Customs brokerage: CanadiEx works with licensed customs brokers on both sides of the border for bulk imports. For high-volume importers, this reduces brokerage costs vs. carrier-embedded brokerage by 30–50%.

FAQ: Canada-US Cross-Border Fulfillment

When should a Canadian brand set up US inventory instead of shipping cross-border?

The breakeven point is typically around 100–200 US orders per month. Below that, cross-border shipping may be cost-effective. Above 200 US orders per month, the savings from domestic US shipping rates, faster delivery, and better customer experience typically justify the cost of a US 3PL relationship.

How does USMCA reduce my cross-border duty costs?

USMCA eliminates duties on qualifying goods with sufficient North American content. To claim the benefit, you need a Certificate of Origin self-certified by the exporter. For goods manufactured in the US, Canada, or Mexico meeting origin requirements, duty savings can be 5–25% of product value.

What is Canada's de minimis threshold and how does it affect US brands?

Canada's de minimis for commercial goods is CAD $20 — very low compared to the US's USD $800. This means virtually every cross-border parcel from a US brand to a Canadian consumer incurs duties and GST/HST. Canadian consumers who receive unexpected duty bills are likely to abandon the purchase or return it — a major argument for local Canadian inventory.

How long does bulk cross-border inventory transfer take?

Canada-to-US bulk freight typically takes 5–10 business days from pickup in Toronto to receipt and processing at a New Jersey facility, including customs clearance.

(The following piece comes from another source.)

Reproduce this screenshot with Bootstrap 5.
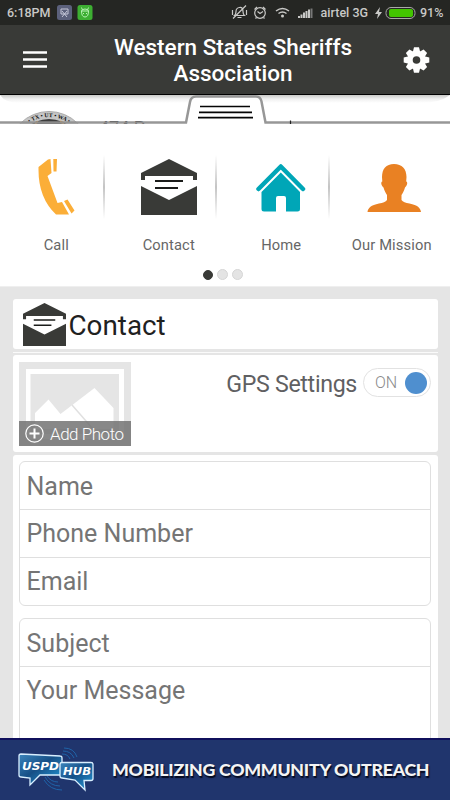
<!DOCTYPE html>
<html lang="en">
<head>
<meta charset="utf-8">
<meta name="viewport" content="width=device-width, initial-scale=1">
<title>Western States Sheriffs Association</title>
<link href="https://cdn.jsdelivr.net/npm/bootstrap@5.3.0/dist/css/bootstrap.min.css" rel="stylesheet">
<style>
body{font-family:Roboto,"Liberation Sans",sans-serif;background:#e5e5e5;height:800px;color:#1f211f}
svg{display:block;flex:none}
.status-bar{height:25px;background:#252623;color:#c9c9c7;font-size:12.5px;font-weight:500;line-height:25px}
.clock{margin-left:7px;width:50px}
.carrier{margin-left:7px}
.charge{margin:0 4px 0 7px}
.percent{width:30px}
.app-bar{height:70px;background:#393a37;border-bottom:1px solid #000;color:#fff}
.app-title{font-size:22.5px;line-height:26px;font-weight:500;padding-left:13px;padding-top:1px;white-space:nowrap}
.slide-menu{height:192px;background:#fff;border-bottom:1px solid #efefef}
.menu-item{height:142px;padding-top:35px}
.menu-item.ruled{background:linear-gradient(#fff,#c4c4c4 50%,#fff) right 8px top 31px/2px 64px no-repeat}
.menu-icon{height:56px}
.menu-label{font-size:14.7px;line-height:20px;margin-top:20px;color:#666;letter-spacing:.13px}
.our-label{margin-right:4px}
.dots{gap:4px;margin-top:3px;padding-right:5px}
.pager-dot{width:11px;height:11px;background:#e4e4e4;border:1px solid #d6d6d6}
.pager-dot.on{background:#393a37;border-color:#393a37;width:10px;height:10px}
.panel{background:#fff;border-radius:3px}
.page-body{padding:12px 12.5px 0}
.head-panel{height:50px;padding:4px 0 0 10px}
.head-title{font-size:27.8px;line-height:46px;margin-left:3px}
.thin-rule{height:1px;background:#fafafa;margin:3px 0 2px}
.photo-panel{height:97px;padding:7px 6.5px}
.photo-text{font-size:17px;font-weight:300}
.gps{font-size:23.2px;line-height:30px;color:#5f6062;margin-top:7px;letter-spacing:-.33px}
.switch-pill{width:68px;height:29px;border:1px solid #e2e2e2;border-radius:15px;margin:6px 0 0 6px;padding:0 3px 0 11px;font-size:16px;font-weight:300;color:#8a8a8a}
.knob{width:22px;height:22px;background:#4f8fcf}
.form-panel{height:283px;margin-top:3px;padding:6px 6.5px 0;border-radius:3px 3px 0 0}
.field-set{border:1px solid #dfdfdf;border-radius:6px}
.field-row{height:47px;line-height:49px;font-size:25px;color:#757575;padding-left:6.5px}
.field-row+.field-row{border-top:1px solid #dfdfdf;height:48px;line-height:48px}
.message-set{margin-top:12px;height:140px}
.sponsor{height:62px;background:#20356d;border-top:2px solid #10105c;color:#f4f4f4}
.sponsor-text{font-family:Lato,sans-serif;font-weight:900;font-size:17.7px;letter-spacing:-.24px;text-shadow:1px 1.5px 1px #050b20;white-space:nowrap;margin-left:17px}
</style>
<script src="https://cdn.jsdelivr.net/npm/bootstrap@5.3.0/dist/js/bootstrap.bundle.min.js"></script>
</head>
<body class="d-flex flex-column overflow-hidden">
<svg width="0" height="0" class="position-absolute"><defs>
<symbol id="mail" viewBox="0 0 56 56"><path fill="#393a37" d="M28 0 56 14v7h-4v-4H4v4H0v-7zM0 27 28 41 56 27v29H0z"/><path stroke="#1b1c1a" stroke-width="2" d="M14 22h28M14 29h23"/></symbol>
</defs></svg>

<div class="status-bar d-flex align-items-center">
  <span class="clock">6:18PM</span>
  <svg width="36" height="15" viewBox="0 0 36 15"><rect x="0" width="15" height="15" rx="2.5" fill="#5c617c"/><path d="M4 4h7v5H4zM5 12l5-6M10 12 5 6" fill="none" stroke="#c6c8d8"/><rect x="20.500" width="15" height="15" rx="2.500" fill="#3daf32"/><path d="M24 6h8M24.500 6q0 6 3.500 6t3.500-6q-1-2-3.500-2t-3.500 2zM25.500 5l-1-2.500M30.500 5l1-2.500M26 8.500h1M29 8.500h1" fill="none" stroke="#b9f2b4"/></svg>
  <svg class="ms-auto" width="83" height="18" viewBox="232 4 83 18" fill="none" stroke="#c9c9c7" stroke-width="1.2"><path d="M235.500 15.500q1.500-1.500 1.500-4 0-3.500 3.500-4t3.500 4q0 2.500 1.500 4zM238.500 17.500h4M247 5.500 234 18.500M233.500 10v5M247.500 10v5"/><circle cx="261" cy="13" r="5.300"/><path d="M258.500 11.500l2.500 2 3-2M255.500 9.500l2.500-2.500M266.500 9.500 264 7M257.500 17.500l-1 1M264.500 17.500l1 1"/><path d="M277 11q6.500-5 13 0M279.500 13.500q4-3 8 0" stroke-width="1.500"/><circle cx="283.500" cy="16" r="1.500" fill="#c9c9c7" stroke="none"/><path stroke-width="2" d="M300 18v-2M302.500 18v-3.500M305 18v-5.500M307.500 18v-7M310 18v-8.500"/><path stroke="#777" stroke-width="2" d="M312.500 18V8.500"/></svg>
  <span class="carrier">airtel 3G</span>
  <svg class="charge" width="41" height="14" viewBox="0 0 41 14"><path fill="#c9c9c7" d="M5 1 0 8h3L2 13l5-7H4z"/><rect x="11" y="1.500" width="29" height="11" rx="5" fill="none" stroke="#a9a9a7"/><rect x="14" y="3" width="24" height="8" rx="2" fill="#43c400"/></svg>
  <span class="percent">91%</span>
</div>

<nav class="app-bar d-flex align-items-center">
  <svg width="50" height="24" viewBox="0 0 50 24"><path d="M23 4.500h24M23 11.500h24M23 18.500h24" stroke="#fff" stroke-width="2.600"/></svg>
  <div class="app-title text-center flex-grow-1">Western States Sheriffs<br>Association</div>
  <svg width="47" height="28" viewBox="0 0 47 28"><g transform="translate(13.500 14)" fill="#fff"><path d="M-2.500-12.800h5l1.500 6h-8zM-2.500 12.800h5l1.500-6h-8z"/><path transform="rotate(45)" d="M-2.500-12.500h5l1.500 6h-8zM-2.500 12.500h5l1.500-6h-8z"/><path transform="rotate(90)" d="M-2.500-12.800h5l1.500 6h-8zM-2.500 12.800h5l1.500-6h-8z"/><path transform="rotate(135)" d="M-2.500-12.500h5l1.500 6h-8zM-2.500 12.500h5l1.500-6h-8z"/><circle r="6.500" fill="none" stroke="#fff" stroke-width="5.400"/></g></svg>
</nav>

<section class="slide-menu">
  <svg width="450" height="29" viewBox="0 95 450 29">
    <defs><linearGradient id="sh" x2="0" y2="1"><stop stop-color="#c9c9c7"/><stop offset=".5" stop-color="#f0f0f0"/><stop offset="1" stop-color="#fff"/></linearGradient><path id="arc" d="M14 152A35 35 0 0 1 84 152"/></defs>
    <path fill="url(#sh)" d="M0 95h450q-10 8-30 8H20Q5 103 0 95z"/>
    <circle cx="49" cy="152" r="40.500" fill="#c5c5c5" stroke="#aaa"/><circle cx="49" cy="152" r="33" fill="#3d3d3d"/><path d="M35 123.500l3-2M60 121.500l4 2" stroke="#d79339" stroke-width="2"/>
    <text font-family="Liberation Serif" font-weight="700" font-size="5.800" fill="#111" text-anchor="middle"><textPath href="#arc" startOffset="50%">• TX • UT • WA •</textPath></text>
    <text x="99" y="134" font-family="Roboto,sans-serif" font-size="18" fill="#222">474 P</text>
    <path d="M0 124V122.500H186L190 102q1-5.500 6-5.500H256q4.500 0 5.500 5L265.500 122.500H450V126H0z" fill="#fff" fill-opacity=".2"/>
    <path d="M186 122.500 190 102q1-5.500 6-5.500H256q4.500 0 5.500 5L265.500 122.500z" fill="#fff"/>
    <path d="M0 122.500H186L190 102q1-5.500 6-5.500H256q4.500 0 5.500 5L265.500 122.500H450" fill="none" stroke="#8f8f8f" stroke-width="2.500" stroke-opacity=".93"/>
    <path d="M290.500 120.500v3.500" stroke="#222" stroke-width="1.200"/>
    <path d="M200 106.500h50M199 112.300h53M198 117.700h55" stroke="#050505" stroke-width="1.700"/>
  </svg>
  <div class="row g-0 text-center">
    <div class="col-3 menu-item ruled"><div class="menu-icon d-flex justify-content-center"><svg width="37" height="56" viewBox="38 159 37 56" fill="#fbae38"><path d="M48 159.500 50.500 159 51.500 173 47.500 176 57.500 203 62 202 69 214.500H56Q38.500 198 38.500 170V167zM53.300 159h3.700l-.5 12.500h-3zM64 201l3.500-1.500 7 11-3 3z"/></svg></div><div class="menu-label">Call</div></div>
    <div class="col-3 menu-item ruled"><div class="menu-icon d-flex justify-content-center"><svg width="56" height="56"><use href="#mail"/></svg></div><div class="menu-label">Contact</div></div>
    <div class="col-3 menu-item ruled"><div class="menu-icon d-flex justify-content-center"><svg width="50" height="56" viewBox="256 159 50 56" fill="#00a6b7"><path d="M258.500 189 280.800 166.500 303 189" fill="none" stroke="#00a6b7" stroke-width="4.500" stroke-linecap="round" stroke-linejoin="round"/><path d="M280.800 172.500 300 192v17q0 2.500-2.500 2.500H286V198q0-2-2-2h-6q-2 0-2 2v13.500H264q-2.500 0-2.500-2.500V192z"/></svg></div><div class="menu-label">Home</div></div>
    <div class="col-3 menu-item"><div class="menu-icon d-flex justify-content-center"><svg width="54" height="56" viewBox="366.500 159 54 56" fill="#e98123"><path d="M393.500 164c8 0 12.500 5 12.500 13l-.3 4.500c2 .5.800 4.500-1.200 6-1 3.500-2.500 6-3.500 7.500v5q2 2.500 8 3.500c8 1.500 11 4.500 11.500 8.500H367c.5-4 3.500-7 11.500-8.500q6-1 8-3.500v-5c-1-1.500-2.500-4-3.500-7.500-2-1.500-3.200-5.500-1.200-6l-.3-4.500c0-8 4-13 12-13z"/></svg></div><div class="menu-label our-label">Our Mission</div></div>
  </div>
  <div class="dots d-flex justify-content-center align-items-center"><span class="pager-dot on rounded-circle"></span><span class="pager-dot rounded-circle"></span><span class="pager-dot rounded-circle"></span></div>
</section>

<main class="page-body">
  <div class="panel head-panel d-flex"><svg width="43" height="43"><use href="#mail"/></svg><div class="head-title">Contact</div></div>
  <div class="thin-rule"></div>
  <div class="panel photo-panel d-flex">
    <svg width="112" height="84" viewBox="0 0 112 84"><path fill="#e5e5e5" d="M0 0h112v84H0z"/><path fill="#fff" d="M7 7h98v70H7z"/><path fill="#e5e5e5" d="M11.500 12h88.500v60H11.500z"/><path fill="#fff" d="M16 51 29.500 37.500 41.500 52 75.500 26 94.500 46v21H16z"/><path stroke="#e0e0e0" stroke-width="1.500" d="M53 43 74 67"/><path fill="#6e6e6e" fill-opacity=".82" d="M0 59h112v25H0z"/><g fill="none" stroke="#fff"><circle cx="15.500" cy="71.500" r="8.700" stroke-width="1.200"/><path stroke-width="2" d="M10.500 71.500h10M15.500 66.500v10"/></g><text class="photo-text" x="31" y="77.500" textLength="74" fill="#fff">Add Photo</text></svg>
    <div class="gps ms-auto">GPS Settings</div>
    <div class="switch-pill d-flex align-items-center justify-content-between"><span>ON</span><span class="knob rounded-circle"></span></div>
  </div>
  <div class="panel form-panel">
    <div class="field-set"><div class="field-row">Name</div><div class="field-row">Phone Number</div><div class="field-row">Email</div></div>
    <div class="field-set message-set"><div class="field-row">Subject</div><div class="field-row">Your Message</div></div>
  </div>
</main>

<footer class="sponsor d-flex align-items-center mt-auto flex-shrink-0 position-relative">
  <svg width="95" height="56" viewBox="0 740 95 56"><defs><linearGradient id="bub" x2="1" y2="1"><stop stop-color="#3c86bd"/><stop offset=".45" stop-color="#164f86"/><stop offset="1" stop-color="#25a0e0"/></linearGradient></defs>
  <g fill="none" stroke="#1f63a8"><path d="M62 752q6 0 8 5M63 749q8 0 11 7M64 746q10 0 13 9M58 780q-7 0-11-6M60 784q-10 0-15-9M62 788q-12 0-18-10"/></g>
  <path d="M21 752 60 754q2 0 2 2v15q0 2-2 2H40L30 783V776L21 775q-2 0-2-2V754q0-2 2-2z" fill="url(#bub)" stroke="#d8efff" stroke-width="1.300"/><path d="M62 760.500H91q2 0 2 2v14q0 2-2 2H84L85 788 75 778 62 776q-2 0-2-2V762.500q0-2 2-2z" fill="url(#bub)" stroke="#d8efff" stroke-width="1.300"/>
  <g fill="#fff" font-family="'DejaVu Sans',sans-serif" font-weight="700" font-style="italic"><text x="22" y="768" font-size="11" textLength="37" lengthAdjust="spacingAndGlyphs">USPD</text><text x="63" y="773" font-size="10" textLength="28" lengthAdjust="spacingAndGlyphs">HUB</text></g></svg>
  <div class="sponsor-text">MOBILIZING COMMUNITY OUTREACH</div>
</footer>
</body>
</html>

During peak season, allow an additional 2–5 days for clearance and carrier delays.

Does CanadiEx handle both the Canadian and US fulfillment operations?

Yes. CanadiEx operates Toronto (Canada) and New Jersey (US) facilities from a single WMS platform. Brands have unified inventory visibility across both locations and can manage allocation and reorder decisions from one dashboard.